And authenticity matters more than ever.

Audiences can instantly tell when content feels forced or transactional. The best partnerships today are integrated naturally into storytelling. The goal is not interruption. The goal is alignment.

At Cincinnati, our responsibility is to tell the story of what it feels like to be a Bearcat every day — the culture, the people, the city, the energy around the program. The strongest partnerships become part of that identity rather than existing outside of it.

What’s also changed is the value of recurring media assets.

Departments are no longer simply posting one-off graphics or highlight videos. They are building consistent programming — podcasts, behind-the-scenes series, practice features, recurring segments, player-driven content, and long-form storytelling.

That creates long-term sponsorship inventory and more meaningful opportunities for businesses to connect with audiences authentically.

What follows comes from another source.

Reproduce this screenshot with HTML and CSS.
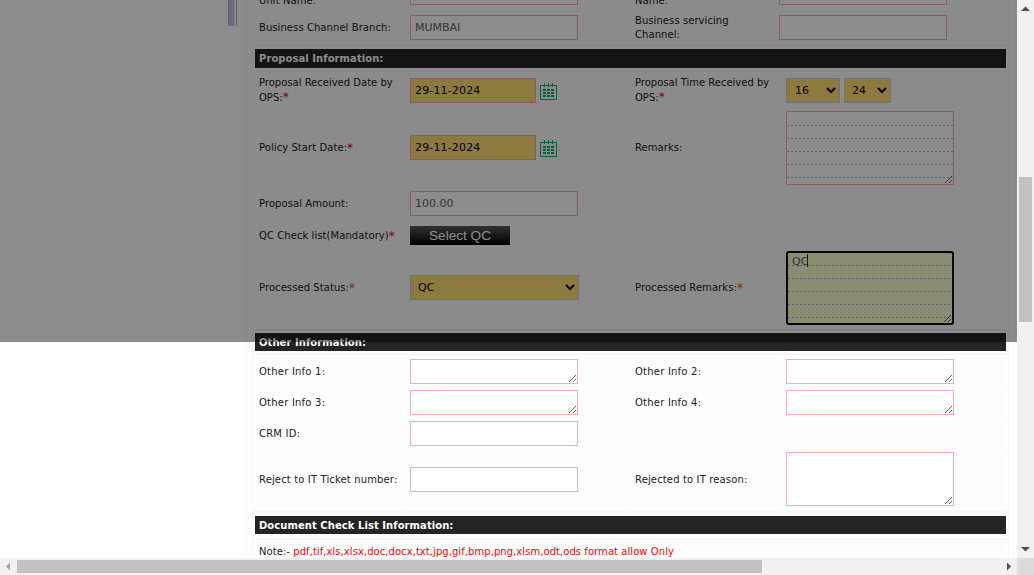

NIL has accelerated this shift even further. Student-athletes are now not only competitors, but media personalities and brand ambassadors. Schools that can strategically align storytelling, athlete branding, sponsorships, and audience growth will create major competitive advantages moving forward.

And perhaps most importantly, the schools that understand content as a revenue engine — not simply a marketing expense — are going to separate themselves nationally over the next decade.

This isn’t just a social media conversation anymore.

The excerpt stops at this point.